While I found Wiper's original comments inappropriate, just as everyone else, it is easy to see that he regretted them soon thereafter. The man did humble himself and apologize. I cannot say that I have never posted comments in haste on an internet forum which I almost immediately wanted to retract. It happens. Heck, this might be one of them 

I don't agree with Wiper's opinion regarding this particular subject's relevancy in the forum, but one would expect a guy to attempt defending his comments. The majority of us have a good grasp on the general guidelines for posting in the correct forums. The moderators deal with it just fine. 

I have found many of Wiper's comments to be abrasive, but he has also contributed beneficial input. He has often caused me to perform Google searches to understand what he is talking about  It's a matter of personality and I am of the opinion that a variety of colorful personalities make for interesting dialogue. 

To Wiper Swiper: I apologize for speaking of you as if you were not reading this for yourself. It seemed the simplest way to word it. Frankly, I think you're a pain in the ass sometimes, but I like you anyway. You may now think the same of me. Please continue to contribute, but do try not to drive newcomers away.


----------



## Salmonid (Apr 14, 2004)

well said River Anglin.... My wife thinks Im a pain in the Arse most of the time but she still likes me anyways......

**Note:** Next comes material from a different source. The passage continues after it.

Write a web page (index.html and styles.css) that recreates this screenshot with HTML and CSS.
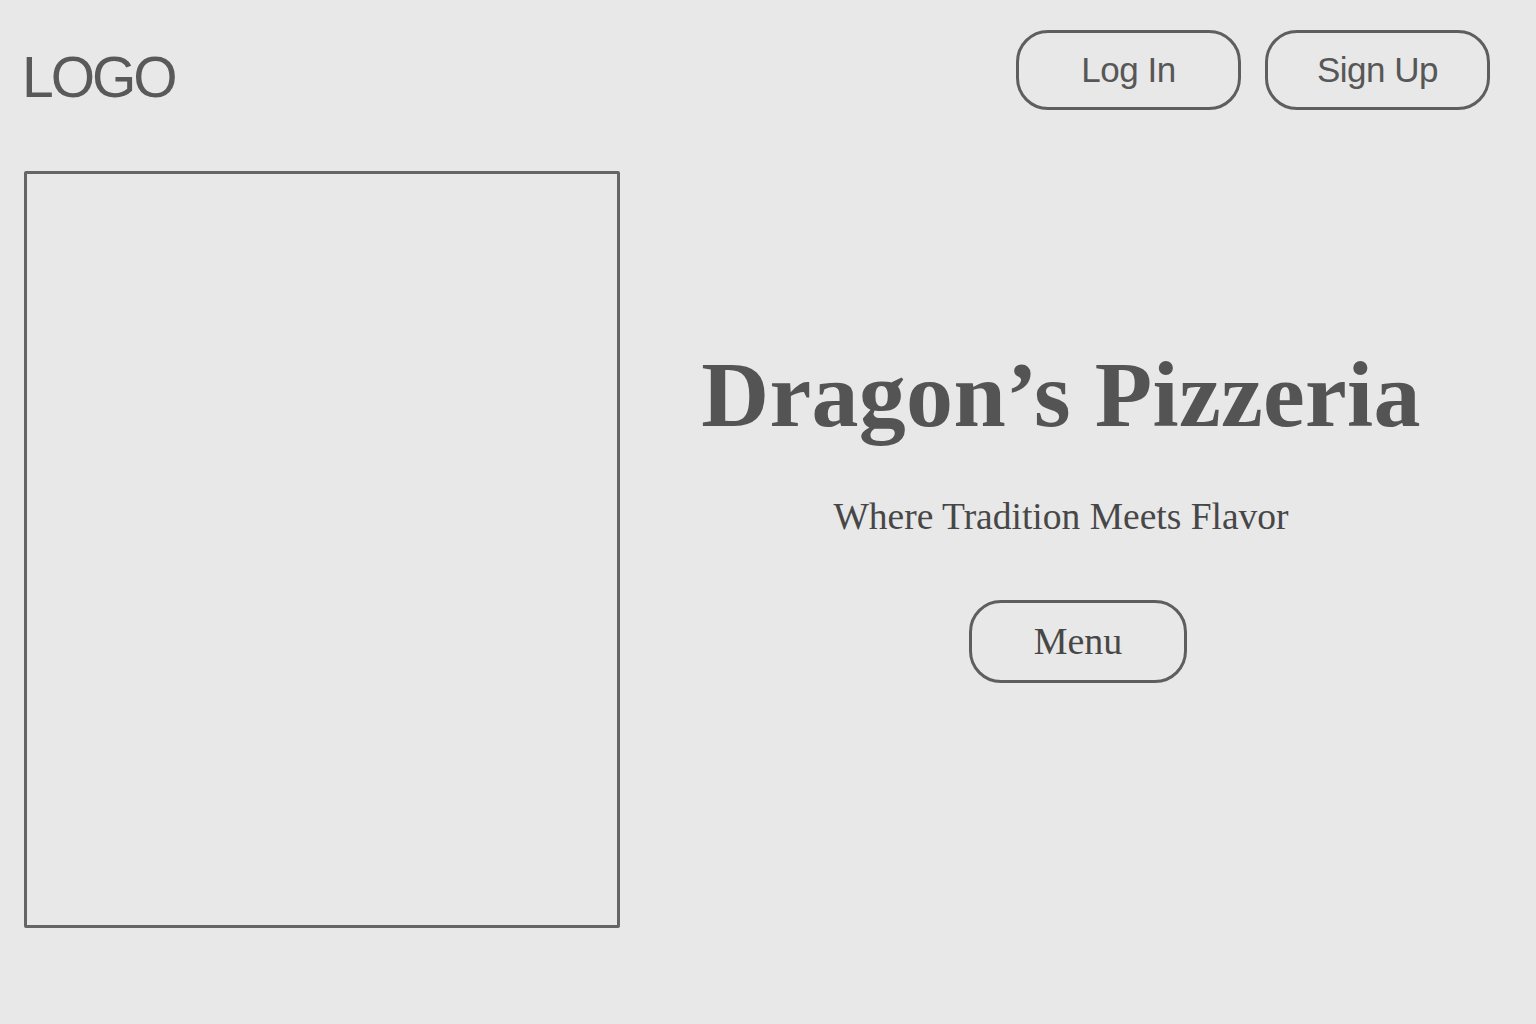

Personally i also enjoy the different types of mentalities on here, its what keeps some of these forums moving. After all, its a "discussion Forum" and without a wide view of thoughts, there wouldnt be much discussion if folks who all thought the same way would post. 
Just my .02

Only another 4-5 months left until Spring....
Salmonid


----------



## DaleM (Apr 5, 2004)

This one has run it's course. Time to let it go and move on.


----------